British MPs will be asked to vote on Prime Minister Boris Johnson's Brexit deal this week as the government begins its push to take Britain out of the European Union next month.

The Withdrawal Agreement Bill (WAB) will be brought before the Commons on Friday - and could be debated at first and second reading in one day, if the Speaker agrees to the timetable.

Mr Johnson said during the general election campaign that he would kick-start the process of exiting the EU before families tuck into their turkeys on Christmas Day if he was re-elected.

His spokesman told a Westminster briefing: "We plan to start the process before Christmas and will do so in the proper constitutional way in discussion with the Speaker."

Asked if the legislation would be identical to that introduced in the last parliament, the PM's spokesman said: "You will have to wait for it to be published but it will reflect the agreement that we made with the EU on our withdrawal."

The government would attempt to push the WAB through its final Commons stages in January, and will hope the bill then clears the House of Lords quickly to allow the UK to leave the EU on 31 January.

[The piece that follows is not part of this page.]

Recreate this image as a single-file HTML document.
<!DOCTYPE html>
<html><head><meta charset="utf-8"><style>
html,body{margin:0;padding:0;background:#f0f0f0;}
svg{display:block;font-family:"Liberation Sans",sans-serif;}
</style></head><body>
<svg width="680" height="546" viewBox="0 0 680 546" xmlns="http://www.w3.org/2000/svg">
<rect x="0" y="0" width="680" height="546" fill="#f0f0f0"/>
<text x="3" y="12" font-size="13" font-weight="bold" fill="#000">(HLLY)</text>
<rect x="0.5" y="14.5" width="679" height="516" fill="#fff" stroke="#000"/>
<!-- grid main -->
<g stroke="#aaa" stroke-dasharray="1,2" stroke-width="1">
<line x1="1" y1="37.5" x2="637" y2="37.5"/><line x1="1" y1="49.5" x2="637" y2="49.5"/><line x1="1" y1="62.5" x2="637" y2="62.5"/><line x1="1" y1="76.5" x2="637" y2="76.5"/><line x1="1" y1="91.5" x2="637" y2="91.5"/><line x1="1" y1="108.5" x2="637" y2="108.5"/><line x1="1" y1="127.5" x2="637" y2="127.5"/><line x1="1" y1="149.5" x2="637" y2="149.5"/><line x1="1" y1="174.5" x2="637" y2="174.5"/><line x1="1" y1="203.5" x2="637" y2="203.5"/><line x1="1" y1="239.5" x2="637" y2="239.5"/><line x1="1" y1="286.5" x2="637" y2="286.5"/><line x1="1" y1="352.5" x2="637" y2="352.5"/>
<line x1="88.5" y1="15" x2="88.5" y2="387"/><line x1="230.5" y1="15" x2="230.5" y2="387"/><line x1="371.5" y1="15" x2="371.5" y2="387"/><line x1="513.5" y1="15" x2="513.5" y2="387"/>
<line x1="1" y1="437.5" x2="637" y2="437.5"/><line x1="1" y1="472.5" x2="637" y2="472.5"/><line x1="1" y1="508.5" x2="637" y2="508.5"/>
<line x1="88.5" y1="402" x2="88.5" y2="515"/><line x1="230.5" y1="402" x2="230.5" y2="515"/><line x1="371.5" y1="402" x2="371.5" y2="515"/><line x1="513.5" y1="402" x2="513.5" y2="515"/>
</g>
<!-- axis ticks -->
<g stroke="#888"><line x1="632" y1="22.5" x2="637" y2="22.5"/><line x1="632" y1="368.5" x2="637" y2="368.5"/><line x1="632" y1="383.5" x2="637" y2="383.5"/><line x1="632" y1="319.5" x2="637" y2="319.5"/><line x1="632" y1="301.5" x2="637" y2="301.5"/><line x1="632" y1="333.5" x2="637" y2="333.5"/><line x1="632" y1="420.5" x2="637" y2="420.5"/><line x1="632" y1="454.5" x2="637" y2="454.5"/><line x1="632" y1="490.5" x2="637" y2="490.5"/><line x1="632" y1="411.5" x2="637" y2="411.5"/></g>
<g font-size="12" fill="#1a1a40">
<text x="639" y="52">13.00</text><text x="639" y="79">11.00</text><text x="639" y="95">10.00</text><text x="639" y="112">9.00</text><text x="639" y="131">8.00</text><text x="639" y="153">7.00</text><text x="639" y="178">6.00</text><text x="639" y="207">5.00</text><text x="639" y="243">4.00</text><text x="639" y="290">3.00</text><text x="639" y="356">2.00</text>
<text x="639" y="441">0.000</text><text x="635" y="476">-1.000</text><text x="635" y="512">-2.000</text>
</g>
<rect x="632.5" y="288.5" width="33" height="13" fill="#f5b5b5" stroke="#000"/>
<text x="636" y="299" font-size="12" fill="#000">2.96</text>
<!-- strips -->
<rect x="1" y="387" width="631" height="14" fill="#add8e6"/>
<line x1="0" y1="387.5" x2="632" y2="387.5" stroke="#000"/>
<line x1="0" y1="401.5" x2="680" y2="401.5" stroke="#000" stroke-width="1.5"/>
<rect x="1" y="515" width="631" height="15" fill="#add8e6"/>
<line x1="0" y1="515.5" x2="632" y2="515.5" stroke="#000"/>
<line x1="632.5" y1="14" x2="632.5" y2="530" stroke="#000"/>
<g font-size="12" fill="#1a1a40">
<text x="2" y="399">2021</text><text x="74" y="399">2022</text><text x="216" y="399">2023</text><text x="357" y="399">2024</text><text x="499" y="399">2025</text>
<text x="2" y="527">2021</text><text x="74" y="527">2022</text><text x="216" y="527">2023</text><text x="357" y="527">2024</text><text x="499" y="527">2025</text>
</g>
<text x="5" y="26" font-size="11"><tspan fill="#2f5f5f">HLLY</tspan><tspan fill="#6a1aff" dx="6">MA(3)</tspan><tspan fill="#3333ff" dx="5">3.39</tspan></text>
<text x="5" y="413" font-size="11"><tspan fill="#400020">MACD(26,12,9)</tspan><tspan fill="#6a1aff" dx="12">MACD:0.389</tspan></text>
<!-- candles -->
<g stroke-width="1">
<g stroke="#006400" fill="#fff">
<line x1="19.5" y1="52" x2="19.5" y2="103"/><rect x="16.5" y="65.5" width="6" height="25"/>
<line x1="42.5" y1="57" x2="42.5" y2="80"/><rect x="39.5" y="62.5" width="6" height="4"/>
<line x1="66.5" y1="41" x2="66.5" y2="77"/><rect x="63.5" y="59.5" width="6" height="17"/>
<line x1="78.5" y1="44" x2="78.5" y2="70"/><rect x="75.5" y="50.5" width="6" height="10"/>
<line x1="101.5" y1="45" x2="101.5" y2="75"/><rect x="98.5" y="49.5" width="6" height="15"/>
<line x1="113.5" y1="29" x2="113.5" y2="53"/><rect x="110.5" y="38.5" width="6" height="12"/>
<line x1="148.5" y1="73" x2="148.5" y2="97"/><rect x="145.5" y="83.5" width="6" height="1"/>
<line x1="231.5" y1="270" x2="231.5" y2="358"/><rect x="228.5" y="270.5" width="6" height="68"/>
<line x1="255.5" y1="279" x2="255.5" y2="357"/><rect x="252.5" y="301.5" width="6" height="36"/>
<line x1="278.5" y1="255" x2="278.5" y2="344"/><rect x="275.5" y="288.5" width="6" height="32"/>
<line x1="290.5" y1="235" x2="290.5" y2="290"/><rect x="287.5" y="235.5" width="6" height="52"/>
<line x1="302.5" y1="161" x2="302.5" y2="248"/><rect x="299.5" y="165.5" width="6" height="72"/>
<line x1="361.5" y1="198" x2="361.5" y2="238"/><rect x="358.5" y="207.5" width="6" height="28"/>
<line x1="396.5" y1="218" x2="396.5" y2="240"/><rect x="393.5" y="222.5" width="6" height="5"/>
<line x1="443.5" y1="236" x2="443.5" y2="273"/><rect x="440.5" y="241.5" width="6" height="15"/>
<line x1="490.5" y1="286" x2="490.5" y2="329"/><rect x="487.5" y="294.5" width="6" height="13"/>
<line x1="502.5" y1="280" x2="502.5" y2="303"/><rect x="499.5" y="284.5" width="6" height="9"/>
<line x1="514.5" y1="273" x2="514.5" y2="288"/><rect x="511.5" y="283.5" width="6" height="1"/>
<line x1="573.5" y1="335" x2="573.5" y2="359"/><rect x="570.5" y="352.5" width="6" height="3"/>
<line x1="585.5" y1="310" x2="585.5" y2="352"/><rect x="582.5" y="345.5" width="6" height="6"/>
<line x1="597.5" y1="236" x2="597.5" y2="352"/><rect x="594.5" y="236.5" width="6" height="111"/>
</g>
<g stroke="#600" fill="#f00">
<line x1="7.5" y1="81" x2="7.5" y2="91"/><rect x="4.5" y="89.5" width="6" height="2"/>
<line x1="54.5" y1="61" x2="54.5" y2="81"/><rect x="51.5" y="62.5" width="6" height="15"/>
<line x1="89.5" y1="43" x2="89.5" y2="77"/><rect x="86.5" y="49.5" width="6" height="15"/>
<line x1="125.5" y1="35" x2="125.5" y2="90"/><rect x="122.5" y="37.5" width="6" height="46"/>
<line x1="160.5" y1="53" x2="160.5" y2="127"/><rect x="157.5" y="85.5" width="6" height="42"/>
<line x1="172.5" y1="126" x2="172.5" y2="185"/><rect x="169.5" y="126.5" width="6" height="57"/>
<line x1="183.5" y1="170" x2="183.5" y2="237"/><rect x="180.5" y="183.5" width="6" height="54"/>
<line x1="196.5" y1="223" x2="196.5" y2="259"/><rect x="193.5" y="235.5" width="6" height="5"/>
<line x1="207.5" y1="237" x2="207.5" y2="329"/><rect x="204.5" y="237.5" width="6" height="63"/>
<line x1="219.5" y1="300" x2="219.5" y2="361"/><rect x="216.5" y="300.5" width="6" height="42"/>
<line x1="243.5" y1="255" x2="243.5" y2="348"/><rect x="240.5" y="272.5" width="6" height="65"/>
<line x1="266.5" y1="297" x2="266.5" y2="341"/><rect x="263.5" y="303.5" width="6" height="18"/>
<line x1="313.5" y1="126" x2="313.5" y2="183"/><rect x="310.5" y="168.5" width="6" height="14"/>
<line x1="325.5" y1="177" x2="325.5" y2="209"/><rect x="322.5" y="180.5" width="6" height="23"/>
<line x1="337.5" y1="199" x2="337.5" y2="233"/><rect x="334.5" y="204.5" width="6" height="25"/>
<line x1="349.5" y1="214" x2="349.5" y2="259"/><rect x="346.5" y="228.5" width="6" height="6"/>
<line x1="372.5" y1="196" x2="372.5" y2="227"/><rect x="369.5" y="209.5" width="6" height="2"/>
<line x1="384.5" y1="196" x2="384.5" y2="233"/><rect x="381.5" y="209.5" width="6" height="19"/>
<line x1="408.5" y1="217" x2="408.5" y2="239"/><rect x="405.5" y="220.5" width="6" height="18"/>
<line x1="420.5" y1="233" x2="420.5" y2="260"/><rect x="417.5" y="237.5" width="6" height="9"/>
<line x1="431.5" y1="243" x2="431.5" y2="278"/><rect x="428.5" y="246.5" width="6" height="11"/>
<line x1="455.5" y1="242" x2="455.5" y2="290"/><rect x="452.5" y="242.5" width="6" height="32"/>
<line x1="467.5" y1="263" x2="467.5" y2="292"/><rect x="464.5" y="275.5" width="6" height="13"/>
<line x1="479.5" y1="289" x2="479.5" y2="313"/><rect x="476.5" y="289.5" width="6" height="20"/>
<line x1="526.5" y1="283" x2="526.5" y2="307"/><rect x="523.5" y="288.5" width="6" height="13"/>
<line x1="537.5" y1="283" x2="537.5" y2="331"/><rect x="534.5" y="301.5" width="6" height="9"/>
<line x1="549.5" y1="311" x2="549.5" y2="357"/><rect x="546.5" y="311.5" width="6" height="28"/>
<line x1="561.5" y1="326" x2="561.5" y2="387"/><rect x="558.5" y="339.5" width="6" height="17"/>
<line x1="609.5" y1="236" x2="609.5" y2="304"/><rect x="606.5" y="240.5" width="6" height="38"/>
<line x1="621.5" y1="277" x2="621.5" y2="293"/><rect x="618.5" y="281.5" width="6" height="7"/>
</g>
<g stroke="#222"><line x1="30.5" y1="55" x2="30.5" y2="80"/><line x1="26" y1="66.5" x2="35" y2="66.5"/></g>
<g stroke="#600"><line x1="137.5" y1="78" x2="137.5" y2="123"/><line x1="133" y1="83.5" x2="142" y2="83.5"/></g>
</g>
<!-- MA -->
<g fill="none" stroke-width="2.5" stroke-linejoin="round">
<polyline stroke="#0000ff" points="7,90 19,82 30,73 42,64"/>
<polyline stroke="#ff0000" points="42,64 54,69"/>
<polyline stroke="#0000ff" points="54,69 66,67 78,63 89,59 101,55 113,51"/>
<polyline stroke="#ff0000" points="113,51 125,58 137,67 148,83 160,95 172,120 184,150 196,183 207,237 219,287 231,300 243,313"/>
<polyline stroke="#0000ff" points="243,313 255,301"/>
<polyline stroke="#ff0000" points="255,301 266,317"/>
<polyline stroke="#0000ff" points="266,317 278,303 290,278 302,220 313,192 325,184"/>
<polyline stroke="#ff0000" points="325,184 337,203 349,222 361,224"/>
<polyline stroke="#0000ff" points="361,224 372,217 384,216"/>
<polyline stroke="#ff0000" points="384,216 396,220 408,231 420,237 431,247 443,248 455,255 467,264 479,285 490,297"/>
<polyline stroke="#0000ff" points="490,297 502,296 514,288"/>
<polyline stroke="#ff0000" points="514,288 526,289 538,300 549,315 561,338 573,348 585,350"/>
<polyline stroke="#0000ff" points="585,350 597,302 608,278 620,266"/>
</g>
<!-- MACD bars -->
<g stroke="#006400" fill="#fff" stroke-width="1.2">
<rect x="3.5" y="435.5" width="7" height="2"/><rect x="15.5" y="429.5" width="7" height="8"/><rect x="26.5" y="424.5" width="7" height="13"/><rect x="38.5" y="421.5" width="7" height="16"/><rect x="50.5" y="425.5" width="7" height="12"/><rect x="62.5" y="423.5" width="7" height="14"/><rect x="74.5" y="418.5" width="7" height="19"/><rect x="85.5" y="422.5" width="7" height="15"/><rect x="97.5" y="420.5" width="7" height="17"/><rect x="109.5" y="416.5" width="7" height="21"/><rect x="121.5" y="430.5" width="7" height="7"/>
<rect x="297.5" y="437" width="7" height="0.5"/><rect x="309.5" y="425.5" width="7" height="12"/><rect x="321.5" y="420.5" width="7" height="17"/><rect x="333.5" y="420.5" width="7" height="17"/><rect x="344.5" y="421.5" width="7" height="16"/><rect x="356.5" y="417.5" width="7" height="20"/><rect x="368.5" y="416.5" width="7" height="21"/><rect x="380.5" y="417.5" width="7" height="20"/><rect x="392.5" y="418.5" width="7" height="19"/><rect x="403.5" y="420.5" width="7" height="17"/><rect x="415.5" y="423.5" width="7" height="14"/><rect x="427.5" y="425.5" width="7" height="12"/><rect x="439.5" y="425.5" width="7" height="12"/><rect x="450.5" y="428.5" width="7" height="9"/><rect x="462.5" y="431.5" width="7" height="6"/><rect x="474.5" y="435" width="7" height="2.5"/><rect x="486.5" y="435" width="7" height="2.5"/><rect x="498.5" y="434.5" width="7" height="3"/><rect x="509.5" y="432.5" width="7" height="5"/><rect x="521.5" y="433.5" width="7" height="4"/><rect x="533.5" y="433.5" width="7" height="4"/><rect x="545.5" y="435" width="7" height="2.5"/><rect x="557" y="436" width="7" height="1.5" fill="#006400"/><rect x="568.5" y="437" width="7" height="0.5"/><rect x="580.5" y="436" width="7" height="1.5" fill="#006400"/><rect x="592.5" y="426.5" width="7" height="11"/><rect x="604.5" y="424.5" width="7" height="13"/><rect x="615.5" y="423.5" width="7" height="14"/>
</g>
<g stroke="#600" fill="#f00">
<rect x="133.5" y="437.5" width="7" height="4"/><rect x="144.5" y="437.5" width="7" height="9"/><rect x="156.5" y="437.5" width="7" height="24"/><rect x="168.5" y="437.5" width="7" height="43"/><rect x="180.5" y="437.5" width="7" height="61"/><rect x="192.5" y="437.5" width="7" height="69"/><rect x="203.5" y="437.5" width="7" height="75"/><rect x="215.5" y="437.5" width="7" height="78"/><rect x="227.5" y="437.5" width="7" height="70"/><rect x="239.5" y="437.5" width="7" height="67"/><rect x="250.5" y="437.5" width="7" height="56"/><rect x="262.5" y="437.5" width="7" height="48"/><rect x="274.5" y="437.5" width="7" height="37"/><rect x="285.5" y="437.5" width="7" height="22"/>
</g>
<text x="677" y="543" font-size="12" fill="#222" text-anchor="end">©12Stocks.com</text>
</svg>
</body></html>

However, approving the legislation will not mean the Brexit saga is over.

The UK will remain in the EU until at least the end of 2020 during the implementation period.

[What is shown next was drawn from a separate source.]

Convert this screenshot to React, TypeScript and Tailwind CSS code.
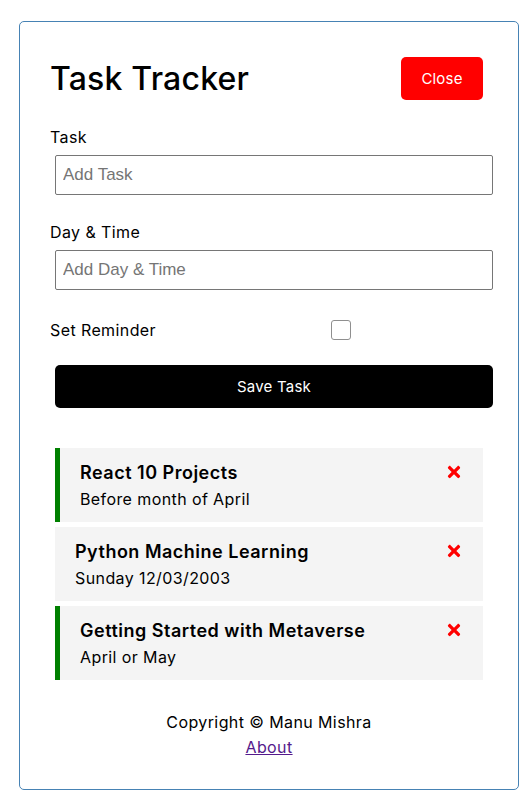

This time will be used by Brussels and London to hammer out a trade deal and decide on their future relationship on subjects such as security.

But EU figures have been highly sceptical this can be sorted within the year, with chief negotiator Michel Barnier saying the timetable was "unrealistic" in leaked comments.

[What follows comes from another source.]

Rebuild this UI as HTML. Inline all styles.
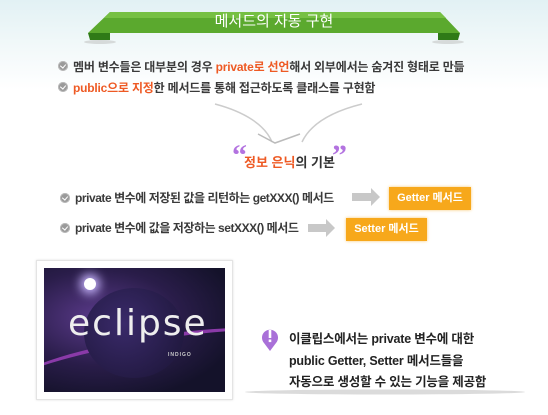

Mr Johnson will undertake a minor government reshuffle later today to fill gaps left by departures before making more radical changes in February.

The posts of Culture Secretary, Welsh Secretary and Environment Minister are expected to be filled.

Mr Johnson was due to address his new intake of Tory MPs arriving in Westminster.

Ahead of the private speech, a Number 10 source said: "This election and the new generation of MPs that have resulted from Labour towns turning blue will help change our politics for the better.

"The PM has been very clear that we have a responsibility to deliver a better future for our country and that we must repay the public's trust by getting Brexit done.

"That's why the first piece of legislation new MPs will vote on will be the Withdrawal Agreement Bill."

Queen Elizabeth will formally open Parliament on Thursday when she sets out the government's legislative programme during a slimmed-down state opening.

Senior Cabinet member Michael Gove, who is the Chancellor of the Duchy of Lancaster, has said he is "confident" the agreement could be finalised by the deadline because "quite a lot of the details" are agreed in the Political Declaration agreed with the EU.

Mr Johnson is not the only leader who will be welcoming a new intake of MPs on Monday, with the SNP's Westminster leader Ian Blackford expected to meet his new colleagues.

This will demonstrate one of the greatest problems Mr Johnson is expected to face - Nicola Sturgeon's party will be making intensifying demands for a fresh Scottish independence referendum.

Scotland largely voted against Brexit and the SNP increased its share of Scottish seats in the Commons to 48 out of a total of 59 in Thursday's election.

Ms Sturgeon insisted the Tories were "raging against reality" by blocking another independence vote as she vowed to "pursue the plan I won a mandate for".

But Mr Gove said the Conservatives would "absolutely" not hold another public vote on the matter during the course of the parliament, regardless of the result of the 2021 Holyrood election.